▶ [Data extract]:
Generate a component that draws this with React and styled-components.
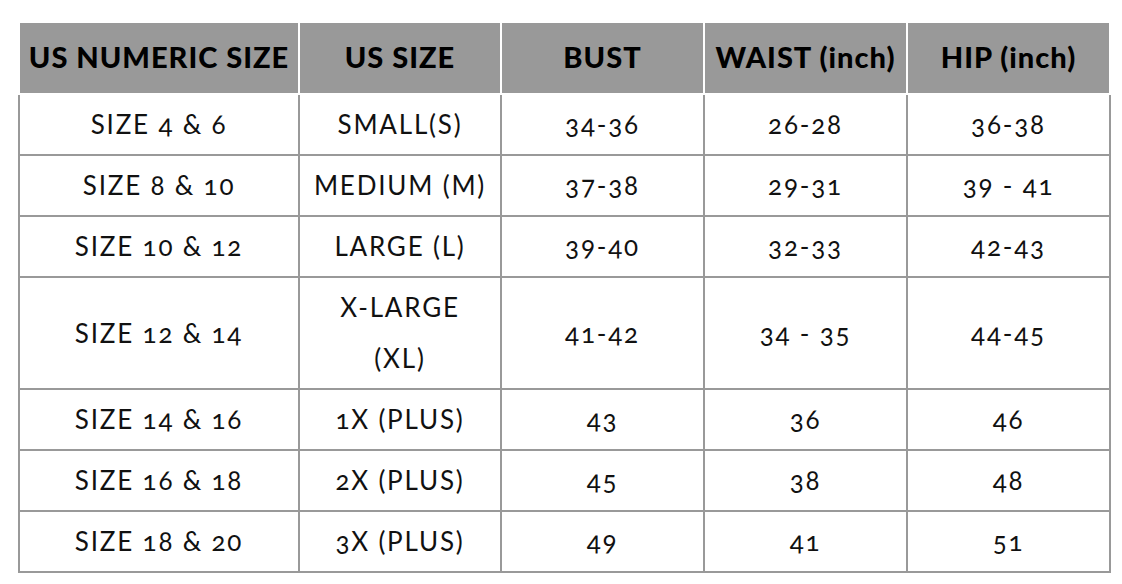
import React from 'react';
import styled, { createGlobalStyle } from 'styled-components';

const GlobalStyle = createGlobalStyle`
    html, body {
        margin: 0;
        padding: 0;
        background: #fff;
    }
`;

const Page = styled.main`
    padding: 21px 0 0 18px;
`;

const Table = styled.table`
    width: 1093px;
    border-collapse: collapse;
    table-layout: fixed;
    font-family: Lato, "Open Sans", sans-serif;
    font-variant-numeric: oldstyle-nums;
    color: #111;
`;

const HeadCell = styled.th`
    background-color: #999;
    border: 2px solid #fff;
    height: 67px;
    padding: 0 4px 3px;
    font-size: 29px;
    font-weight: 900;
    letter-spacing: 1px;
    color: #000;
    text-align: center;
    white-space: nowrap;
`;

const Cell = styled.td`
    border: 2px solid #999;
    padding: 4px 6px;
    font-size: 26px;
    letter-spacing: 1.8px;
    line-height: 51px;
    text-align: center;
    white-space: pre-line;
`;

const columns = [
    { label: 'US NUMERIC SIZE', width: 280 },
    { label: 'US SIZE', width: 202 },
    { label: 'BUST', width: 203 },
    { label: 'WAIST (inch)', width: 203 },
    { label: 'HIP (inch)', width: 203 },
];

const rows = [
    ['SIZE 4 & 6', 'SMALL(S)', '34-36', '26-28', '36-38'],
    ['SIZE 8 & 10', 'MEDIUM (M)', '37-38', '29-31', '39 - 41'],
    ['SIZE 10 & 12', 'LARGE (L)', '39-40', '32-33', '42-43'],
    ['SIZE 12 & 14', 'X-LARGE\n(XL)', '41-42', '34 - 35', '44-45'],
    ['SIZE 14 & 16', '1X (PLUS)', '43', '36', '46'],
    ['SIZE 16 & 18', '2X (PLUS)', '45', '38', '48'],
    ['SIZE 18 & 20', '3X (PLUS)', '49', '41', '51'],
];

const App = () => {
    return (
        <Page>
            <GlobalStyle />
            <Table>
                <colgroup>
                    {columns.map(col => <col key={col.label} style={{ width: col.width }} />)}
                </colgroup>
                <thead>
                    <tr>
                        {columns.map(col => <HeadCell key={col.label}>{col.label}</HeadCell>)}
                    </tr>
                </thead>
                <tbody>
                    {rows.map(row => (
                        <tr key={row[0]}>
                            {row.map((value, i) => <Cell key={i}>{value}</Cell>)}
                        </tr>
                    ))}
                </tbody>
            </Table>
        </Page>
    );
};

export default App;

▶ [Written problem]: Quote every line word for word and keep the images out of the copy.

▶ [Task result]:
Generate a component that draws this with React and styled-components.
import React from 'react';
import styled, { createGlobalStyle } from 'styled-components';

const GlobalStyle = createGlobalStyle`
    html, body {
        margin: 0;
        padding: 0;
        background: #fff;
    }
`;

const Page = styled.main`
    padding: 21px 0 0 18px;
`;

const Table = styled.table`
    width: 1093px;
    border-collapse: collapse;
    table-layout: fixed;
    font-family: Lato, "Open Sans", sans-serif;
    font-variant-numeric: oldstyle-nums;
    color: #111;
`;

const HeadCell = styled.th`
    background-color: #999;
    border: 2px solid #fff;
    height: 67px;
    padding: 0 4px 3px;
    font-size: 29px;
    font-weight: 900;
    letter-spacing: 1px;
    color: #000;
    text-align: center;
    white-space: nowrap;
`;

const Cell = styled.td`
    border: 2px solid #999;
    padding: 4px 6px;
    font-size: 26px;
    letter-spacing: 1.8px;
    line-height: 51px;
    text-align: center;
    white-space: pre-line;
`;

const columns = [
    { label: 'US NUMERIC SIZE', width: 280 },
    { label: 'US SIZE', width: 202 },
    { label: 'BUST', width: 203 },
    { label: 'WAIST (inch)', width: 203 },
    { label: 'HIP (inch)', width: 203 },
];

const rows = [
    ['SIZE 4 & 6', 'SMALL(S)', '34-36', '26-28', '36-38'],
    ['SIZE 8 & 10', 'MEDIUM (M)', '37-38', '29-31', '39 - 41'],
    ['SIZE 10 & 12', 'LARGE (L)', '39-40', '32-33', '42-43'],
    ['SIZE 12 & 14', 'X-LARGE\n(XL)', '41-42', '34 - 35', '44-45'],
    ['SIZE 14 & 16', '1X (PLUS)', '43', '36', '46'],
    ['SIZE 16 & 18', '2X (PLUS)', '45', '38', '48'],
    ['SIZE 18 & 20', '3X (PLUS)', '49', '41', '51'],
];

const App = () => {
    return (
        <Page>
            <GlobalStyle />
            <Table>
                <colgroup>
                    {columns.map(col => <col key={col.label} style={{ width: col.width }} />)}
                </colgroup>
                <thead>
                    <tr>
                        {columns.map(col => <HeadCell key={col.label}>{col.label}</HeadCell>)}
                    </tr>
                </thead>
                <tbody>
                    {rows.map(row => (
                        <tr key={row[0]}>
                            {row.map((value, i) => <Cell key={i}>{value}</Cell>)}
                        </tr>
                    ))}
                </tbody>
            </Table>
        </Page>
    );
};

export default App;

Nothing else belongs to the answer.